The whole design is wrong-headed. For this to work, you need to provide an escape mechanism for the difference current and your schematic doesn't show such a wire going anywhere.
So what do you discover? Well, with perfectly matched BJTs put in a situation where the only solution is to saturate one of the BJTs... then one of the BJTs winds up in saturation when Spice simulates it. Surprise? No. Spice took an impossible and unrealistic problem you fed it and found the only possible solution available to it: saturate \$Q_2\$.
The right schematic also isn't hard. The base current is \$\frac{0\:\text{V}-V_{BE}-\left(-10\:\text{V}\right)}{1\:\text{k}\Omega}\approx 9.3\:\text{mA}\$. The collector current is \$2\:\text{mA}\$. The effective \$\beta=\frac{2\:\text{mA}}{9.3\:\text{mA}}\approx 0.215\$.
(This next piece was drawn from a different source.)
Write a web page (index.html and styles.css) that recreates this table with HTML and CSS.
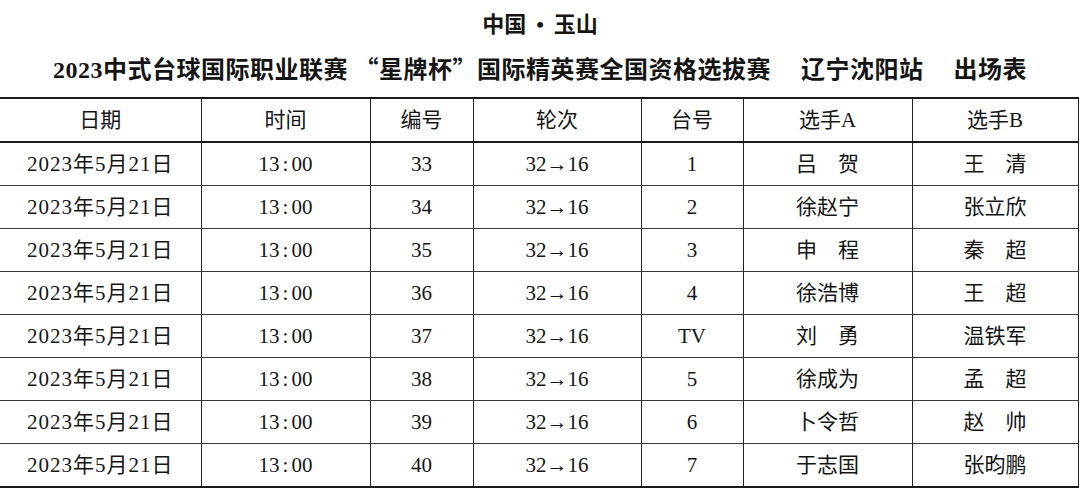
FILE: index.html
```html
<!DOCTYPE html>
<html lang="zh-CN">
<head>
<meta charset="utf-8">
<title>出场表</title>
<link rel="stylesheet" href="styles.css">
</head>
<body>
<header class="heading">
  <div class="title1">中国<span class="dot">•</span>玉山</div>
  <div class="title2">2023中式台球国际职业联赛 <span class="q">“</span>星牌杯<span class="q">”</span>国际精英赛全国资格选拔赛<span class="gap"></span>辽宁沈阳站<span class="gap"></span>出场表</div>
</header>
<table class="sheet">
  <colgroup>
    <col class="c1"><col class="c2"><col class="c3"><col class="c4"><col class="c5"><col class="c6"><col class="c7">
  </colgroup>
  <thead>
    <tr><th>日期</th><th>时间</th><th>编号</th><th>轮次</th><th>台号</th><th>选手A</th><th>选手B</th></tr>
  </thead>
  <tbody>
    <tr><td><span class="date">2023年5月21日</span></td><td>13<span class="colon">:</span>00</td><td>33</td><td>32→16</td><td>1</td><td>吕　贺</td><td>王　清</td></tr>
    <tr><td><span class="date">2023年5月21日</span></td><td>13<span class="colon">:</span>00</td><td>34</td><td>32→16</td><td>2</td><td>徐赵宁</td><td>张立欣</td></tr>
    <tr><td><span class="date">2023年5月21日</span></td><td>13<span class="colon">:</span>00</td><td>35</td><td>32→16</td><td>3</td><td>申　程</td><td>秦　超</td></tr>
    <tr><td><span class="date">2023年5月21日</span></td><td>13<span class="colon">:</span>00</td><td>36</td><td>32→16</td><td>4</td><td>徐浩博</td><td>王　超</td></tr>
    <tr><td><span class="date">2023年5月21日</span></td><td>13<span class="colon">:</span>00</td><td>37</td><td>32→16</td><td>TV</td><td>刘　勇</td><td>温铁军</td></tr>
    <tr><td><span class="date">2023年5月21日</span></td><td>13<span class="colon">:</span>00</td><td>38</td><td>32→16</td><td>5</td><td>徐成为</td><td>孟　超</td></tr>
    <tr><td><span class="date">2023年5月21日</span></td><td>13<span class="colon">:</span>00</td><td>39</td><td>32→16</td><td>6</td><td>卜令哲</td><td>赵　帅</td></tr>
    <tr><td><span class="date">2023年5月21日</span></td><td>13<span class="colon">:</span>00</td><td>40</td><td>32→16</td><td>7</td><td>于志国</td><td>张昀鹏</td></tr>
  </tbody>
</table>
</body>
</html>
```
FILE: styles.css
```css
html, body {
  margin: 0;
  padding: 0;
  background: #ffffff;
}
body {
  width: 1080px;
  height: 490px;
  overflow: hidden;
  color: #151515;
  font-family: "Liberation Serif", "Noto Sans CJK SC", serif;
}
.heading {
  text-align: center;
  font-weight: bold;
}
.title1 {
  margin-top: 13px;
  height: 24px;
  line-height: 24px;
  font-size: 22px;
}
.title1 .dot {
  display: inline-block;
  margin: 0 10px;
  font-size: 22px;
}
.title2 {
  margin-top: 16px;
  height: 30px;
  line-height: 30px;
  font-size: 24px;
  letter-spacing: 0.5px;
}
.title2 .q {
  font-family: "Noto Sans CJK SC", sans-serif;
}
.title2 .gap {
  display: inline-block;
  width: 30px;
}
.sheet {
  margin-top: 14px;
  width: 1078px;
  border-collapse: collapse;
  table-layout: fixed;
  font-size: 21px;
}
.c1 { width: 201px; }
.c2 { width: 169px; }
.c3 { width: 103px; }
.c4 { width: 168px; }
.c5 { width: 102px; }
.c6 { width: 169px; }
.c7 { width: 166px; }
.sheet th,
.sheet td {
  padding: 0;
  text-align: center;
  vertical-align: middle;
  font-weight: normal;
  border-left: 1px solid #222;
  border-right: 1px solid #222;
  border-bottom: 1px solid #3a3a3a;
  line-height: 24px;
}
.sheet th:first-child,
.sheet td:first-child {
  border-left: none;
}
.sheet th {
  height: 42px;
  border-top: 2px solid #1a1a1a;
  border-bottom: 2px solid #1a1a1a;
}
.sheet td {
  height: 42px;
}
.sheet tbody tr:last-child td {
  border-bottom: 2px solid #1a1a1a;
}
.date {
  letter-spacing: 1px;
}
.colon {
  margin: 0 3px;
}
```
Um... \$Q_5\$ is very saturated!
Some answers.
- Yes. Both \$Q_2\$ and \$Q_5\$ are saturated.
- See above.
- Because in order to make \$Q_2\$ saturated in order to satisfy the requirements you imposed in your circuit, its collector has to be driven down close to its emitter. Which means, since the collectors of both \$Q_2\$ and \$Q_4\$ are wired together, that the collector of \$Q_4\$ is pulled down hard towards the emitter of \$Q_2\$... which happens to be far away from the emitter of \$Q_4\$ in this case. So \$Q_4\$ can't saturate here because \$Q_2\$ needs to be saturated, instead. And in this circuit, only one of them can be saturated. So guess what?
- It could. Depending on what circuit you hooked up and where you hooked it up.